New-Growth Alaskan Forests May Store More Carbon After Wildfires
Researchers find forests are regrowing with more deciduous trees, which are more resistant to burning and may eventually store 160 percent more carbon
A new study of Alaskan forests growing back after fire finds they are regenerating quickly. The forests are actually on track to store more carbon than they did before, offering a rare note of optimism from the frontlines of climate change, reports Nathanael Johnson for Grist.
Alaska is home to vast, mountainous tracts of forest dominated by evergreen conifers such as spruce. Over decades, these oceans of trees pulled huge amounts of carbon dioxide from the atmosphere and locked the carbon from those molecules away in their trunks, roots and surrounding soils. But when fire ravages a forest, that carbon busts out and reenters the atmosphere in plumes of smoke.

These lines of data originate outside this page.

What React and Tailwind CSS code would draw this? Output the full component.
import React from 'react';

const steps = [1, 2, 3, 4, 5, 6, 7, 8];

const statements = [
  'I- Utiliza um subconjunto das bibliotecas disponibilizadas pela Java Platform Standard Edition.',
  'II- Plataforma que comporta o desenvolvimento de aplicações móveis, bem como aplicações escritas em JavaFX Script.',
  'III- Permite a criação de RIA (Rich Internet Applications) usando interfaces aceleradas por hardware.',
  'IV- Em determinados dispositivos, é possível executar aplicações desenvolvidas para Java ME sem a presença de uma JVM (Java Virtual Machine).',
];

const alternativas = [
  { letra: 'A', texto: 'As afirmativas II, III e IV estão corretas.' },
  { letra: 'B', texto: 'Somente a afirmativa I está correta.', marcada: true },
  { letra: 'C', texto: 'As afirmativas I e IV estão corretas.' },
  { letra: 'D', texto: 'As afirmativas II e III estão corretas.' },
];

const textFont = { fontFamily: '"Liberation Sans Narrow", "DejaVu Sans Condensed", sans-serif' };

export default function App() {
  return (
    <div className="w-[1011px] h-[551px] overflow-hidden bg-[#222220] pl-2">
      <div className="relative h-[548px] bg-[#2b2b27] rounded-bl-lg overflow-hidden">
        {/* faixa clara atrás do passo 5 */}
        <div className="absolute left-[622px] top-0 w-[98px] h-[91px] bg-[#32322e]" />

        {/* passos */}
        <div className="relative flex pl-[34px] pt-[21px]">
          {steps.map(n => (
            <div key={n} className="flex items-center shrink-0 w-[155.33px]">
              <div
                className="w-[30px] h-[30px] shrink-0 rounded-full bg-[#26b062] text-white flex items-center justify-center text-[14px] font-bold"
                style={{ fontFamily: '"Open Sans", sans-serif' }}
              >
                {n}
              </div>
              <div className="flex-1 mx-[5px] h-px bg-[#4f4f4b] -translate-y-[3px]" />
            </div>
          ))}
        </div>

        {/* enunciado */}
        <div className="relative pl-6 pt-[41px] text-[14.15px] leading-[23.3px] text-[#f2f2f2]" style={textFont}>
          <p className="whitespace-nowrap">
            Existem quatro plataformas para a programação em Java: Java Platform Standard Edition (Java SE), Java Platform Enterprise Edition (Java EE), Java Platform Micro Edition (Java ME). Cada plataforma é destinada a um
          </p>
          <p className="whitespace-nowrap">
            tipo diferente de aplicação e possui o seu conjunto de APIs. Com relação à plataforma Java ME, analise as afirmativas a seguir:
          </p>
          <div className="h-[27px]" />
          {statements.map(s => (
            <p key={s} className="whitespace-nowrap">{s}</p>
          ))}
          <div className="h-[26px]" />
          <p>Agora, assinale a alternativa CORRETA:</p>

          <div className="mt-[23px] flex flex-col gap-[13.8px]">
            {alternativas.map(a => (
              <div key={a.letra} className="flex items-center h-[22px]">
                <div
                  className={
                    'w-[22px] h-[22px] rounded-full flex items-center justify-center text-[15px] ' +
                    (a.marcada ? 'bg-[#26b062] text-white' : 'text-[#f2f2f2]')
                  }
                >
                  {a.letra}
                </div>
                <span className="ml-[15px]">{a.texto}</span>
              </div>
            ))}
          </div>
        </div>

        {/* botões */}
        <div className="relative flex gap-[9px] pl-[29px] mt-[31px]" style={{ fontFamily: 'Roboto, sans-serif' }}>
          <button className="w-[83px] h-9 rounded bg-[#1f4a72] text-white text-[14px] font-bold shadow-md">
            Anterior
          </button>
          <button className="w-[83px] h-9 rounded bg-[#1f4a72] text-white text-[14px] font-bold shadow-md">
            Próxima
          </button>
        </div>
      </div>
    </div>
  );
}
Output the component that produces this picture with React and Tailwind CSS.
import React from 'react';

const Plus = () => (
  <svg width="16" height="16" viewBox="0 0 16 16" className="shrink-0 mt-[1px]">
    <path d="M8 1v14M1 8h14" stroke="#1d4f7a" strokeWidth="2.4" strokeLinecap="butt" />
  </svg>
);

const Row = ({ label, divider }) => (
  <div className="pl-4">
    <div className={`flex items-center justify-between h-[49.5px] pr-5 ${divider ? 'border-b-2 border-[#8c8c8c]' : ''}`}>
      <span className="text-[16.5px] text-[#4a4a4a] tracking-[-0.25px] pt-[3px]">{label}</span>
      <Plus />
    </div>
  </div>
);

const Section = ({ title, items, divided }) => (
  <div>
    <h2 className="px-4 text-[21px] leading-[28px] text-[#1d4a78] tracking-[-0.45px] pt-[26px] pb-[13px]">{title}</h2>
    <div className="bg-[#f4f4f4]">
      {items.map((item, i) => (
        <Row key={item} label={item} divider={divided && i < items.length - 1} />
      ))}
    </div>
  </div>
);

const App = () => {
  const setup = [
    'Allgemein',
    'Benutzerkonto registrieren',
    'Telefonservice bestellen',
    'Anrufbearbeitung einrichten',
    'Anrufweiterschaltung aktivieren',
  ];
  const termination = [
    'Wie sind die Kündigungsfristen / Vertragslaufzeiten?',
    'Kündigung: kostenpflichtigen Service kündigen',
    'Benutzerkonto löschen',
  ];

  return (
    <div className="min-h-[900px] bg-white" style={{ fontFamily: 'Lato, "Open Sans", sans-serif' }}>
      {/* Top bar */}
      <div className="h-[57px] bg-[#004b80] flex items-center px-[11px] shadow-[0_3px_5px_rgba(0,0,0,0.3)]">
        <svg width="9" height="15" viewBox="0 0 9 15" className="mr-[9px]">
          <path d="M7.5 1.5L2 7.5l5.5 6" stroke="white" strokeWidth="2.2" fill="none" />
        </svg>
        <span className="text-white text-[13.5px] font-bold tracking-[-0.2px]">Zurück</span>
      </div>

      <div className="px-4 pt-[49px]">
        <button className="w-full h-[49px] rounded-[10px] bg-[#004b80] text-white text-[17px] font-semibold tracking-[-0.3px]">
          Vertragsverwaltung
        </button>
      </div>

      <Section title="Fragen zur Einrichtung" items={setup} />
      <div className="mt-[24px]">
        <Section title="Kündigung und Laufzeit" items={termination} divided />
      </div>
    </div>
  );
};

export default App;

As climate change has heated up the planet, forest fires in Alaska—like the ones that scorched an area the size of Massachusetts in 2004—have burned so-called boreal ecosystems more frequently and more severely than at any point in the last 10,000 years, write the authors of the new research in the Conversation.
In theory, warming causes more wildfires which then causes further warming through the release of carbon dioxide. This pattern suggests an alarming positive feedback loop that could further accelerate climate change.

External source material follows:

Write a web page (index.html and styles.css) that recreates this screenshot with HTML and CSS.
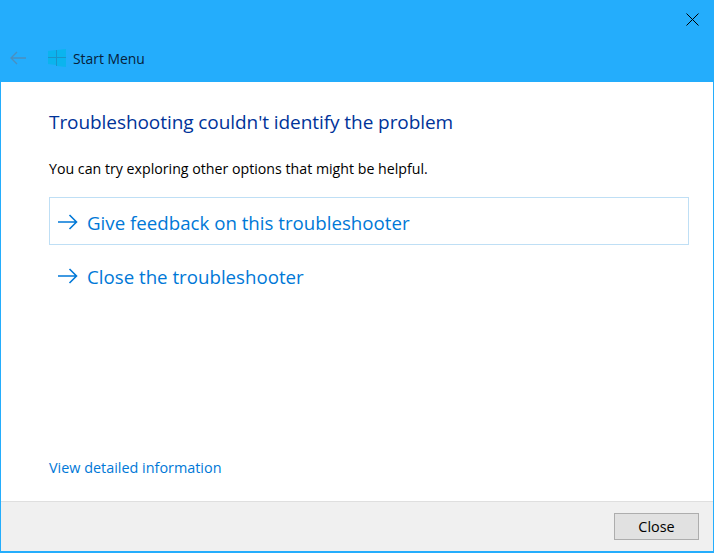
FILE: index.html
```html
<!DOCTYPE html>
<html lang="en">
<head>
<meta charset="utf-8">
<title>Start Menu troubleshooter</title>
<link rel="stylesheet" href="styles.css">
</head>
<body>
<div class="window">
  <header class="titlebar">
    <div class="close-row">
      <svg class="close-icon" width="13" height="13" viewBox="0 0 13 13"><path d="M.5.5l12 12M12.5.5l-12 12" stroke="#000" stroke-width="1" fill="none"/></svg>
    </div>
    <div class="nav-row">
      <svg class="back-icon" width="16" height="14" viewBox="0 0 16 14"><path d="M16 7H1M7 1L1 7l6 6" stroke="#4a8fc0" stroke-width="1.3" fill="none"/></svg>
      <svg class="app-icon" width="18" height="18" viewBox="0 0 18 18"><path d="M0 2l8-1v7H0zM9 1l9-1v8H9zM0 9h8v7l-8-1zM9 9h9v9l-9-1z" fill="#0bb4ee"/><path d="M0 8.5h18M8.5 1v16" stroke="#1b93c9" stroke-width="1"/></svg>
      <span class="app-name">Start Menu</span>
    </div>
  </header>
  <main class="content">
    <h1 class="heading">Troubleshooting couldn't identify the problem</h1>
    <p class="intro">You can try exploring other options that might be helpful.</p>
    <div class="links">
      <a class="link link-focused"><svg class="arrow" width="20" height="16" viewBox="0 0 20 16"><path d="M0 8h18.5M11.5 1l7 7-7 7" stroke="#0078d7" stroke-width="1.6" fill="none"/></svg><span>Give feedback on this troubleshooter</span></a>
      <a class="link"><svg class="arrow" width="20" height="16" viewBox="0 0 20 16"><path d="M0 8h18.5M11.5 1l7 7-7 7" stroke="#0078d7" stroke-width="1.6" fill="none"/></svg><span>Close the troubleshooter</span></a>
    </div>
    <a class="details">View detailed information</a>
  </main>
  <footer class="footer">
    <button class="close-btn">Close</button>
  </footer>
</div>
</body>
</html>
```
FILE: styles.css
```css
* { box-sizing: border-box; }
html, body { margin: 0; height: 100%; }
body { font-family: "Open Sans", "Noto Sans", sans-serif; background: #fff; overflow: hidden; }
.window { height: 553px; width: 714px; display: flex; flex-direction: column; border: 1px solid #24adfc; border-top: 0; background: #fff; }
.titlebar { height: 82px; background: #24adfc; flex: none; display: flex; flex-direction: column; margin: 0 -1px; padding: 0 15px 0 10px; }
.close-row { height: 42px; display: flex; justify-content: flex-end; align-items: flex-start; padding-top: 13px; }
.close-icon { display: block; }
.nav-row { display: flex; align-items: center; height: 32px; }
.back-icon { display: block; margin-right: 22px; }
.app-icon { display: block; margin-right: 7px; }
.app-name { font-size: 13.9px; color: #06213a; }
.content { flex: 1; display: flex; flex-direction: column; padding: 27px 24px 24px 48px; }
.heading { margin: 0; font-size: 19px; line-height: 27px; font-weight: 400; color: #003399; letter-spacing: -0.07px; }
.intro { margin: 24px 0 0; font-size: 14.2px; line-height: 18px; color: #000; }
.links { display: flex; flex-direction: column; gap: 6px; margin-top: 19px; }
.link { display: flex; align-items: center; height: 48px; padding: 2px 0 0 8px; gap: 9px; border: 1px solid transparent; color: #0078d7; font-size: 18.7px; }
.link-focused { border-color: #bfdff5; }
.arrow { display: block; flex: none; }
.details { margin-top: auto; font-size: 14.4px; line-height: 18px; color: #0078d7; }
.footer { height: 51px; flex: none; background: #f0f0f0; border-top: 1px solid #dfdfdf; border-bottom: 1px solid #24adfc; display: flex; justify-content: flex-end; align-items: flex-start; padding: 11px 14px 0 0; }
.close-btn { width: 85px; height: 27px; background: #e1e1e1; border: 1px solid #adadad; font: inherit; font-size: 14.4px; color: #000; padding: 0; }
```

When the authors of this new paper, published last week in the journal Science, studied 75 sites recovering from those devastating 2004 blazes they saw fast regrowth and a shift toward forests with more deciduous species, such as aspen and birch trees.

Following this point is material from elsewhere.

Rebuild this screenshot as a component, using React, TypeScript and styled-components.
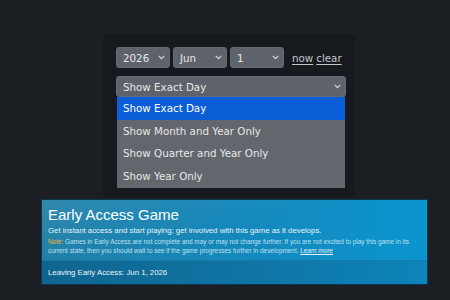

“This has two important effects when it comes to climate change and wildfires,” the authors write in the Conversation. “The deciduous trees store more carbon, and they don’t burn as quickly or as severely as dry, resinous black spruces and their needles do. The result is that these changing forests could mitigate the fire-climate feedback loop, and maybe even reverse it—at least for now.”
Prior to the 2004 fire season, black spruce was the dominant tree in more than half of the forest area that burned. By 2017, researchers found 72 percent of the 75 regenerating wooded areas in the study were dominated by deciduous trees or had a mix of deciduous and conifer trees, reports Ibrahim Sawal for New Scientist.
Michelle Mack, an ecosystem ecologist at Northern Arizona University and the study’s lead author, tells New Scientist that the fires burned especially deeply at these sites, which ended up exposing more nutrient-rich soils that are favored by faster growing deciduous trees.
Mack and her team also measured soil carbon and tree growth at the 75 sites to estimate how much carbon they accumulated. These measurements revealed aspen-dominated forests accumulated carbon four times faster than the old spruce forests had, per Grist. This pace suggests that by the end of a 100-year span, these deciduous forests might store 160 percent more carbon than the coniferous woods they replaced.
“In 2005, I thought that there was no way these forests could recover the carbon they lost in this fire,” says Mack in a statement. “The literature is full of papers suggesting deeper, more severe fires burn more carbon than can be replaced before the next fire. But not only did we see these deciduous trees make up for those losses, they did so rapidly.”
Beyond the potential for increased carbon storage, the other climate benefit of the deciduous forests is that their higher moisture content makes them more resistant to burning in the first place. Additionally, in a forest dominated by aspens, most of the carbon gets stored in the trees themselves, as opposed Alaska’s conifer forests, which store much of their carbon in the moss-matted ground.
Mack tells Grist she sees these findings as “one tiny positive in a great field of negatives.”
However, also speaking with Grist, University of New Mexico forest ecologist Matthew Hurteau notes this boost in carbon storage after forest fires may be specific to Alaskan forests.
It also remains unclear whether the new forest types will maintain their carbon-storing prowess in the long term.
“As mature deciduous trees die, will they be replaced with trees with the same structure, composition, and carbon storage abilities?” asks Heather Alexander, a forest ecologist at the University of Auburn and one of the paper’s co-authors, in the statement. “And will they recover from fire with the same carbon storage capacities?”
The deciduous forests’ resistance to fire may also run out as climate change continues to crank up the heat on Earth.
“The carbon should reside longer on the landscape because deciduous forests are less flammable. But flammability isn’t a constant,” says Mack in the statement. “The climate will pass a threshold where things get so hot and dry, even deciduous forests will burn. So, one question we need to ask is, how strong will the mitigating effect of low flammability be, and how long will it last?”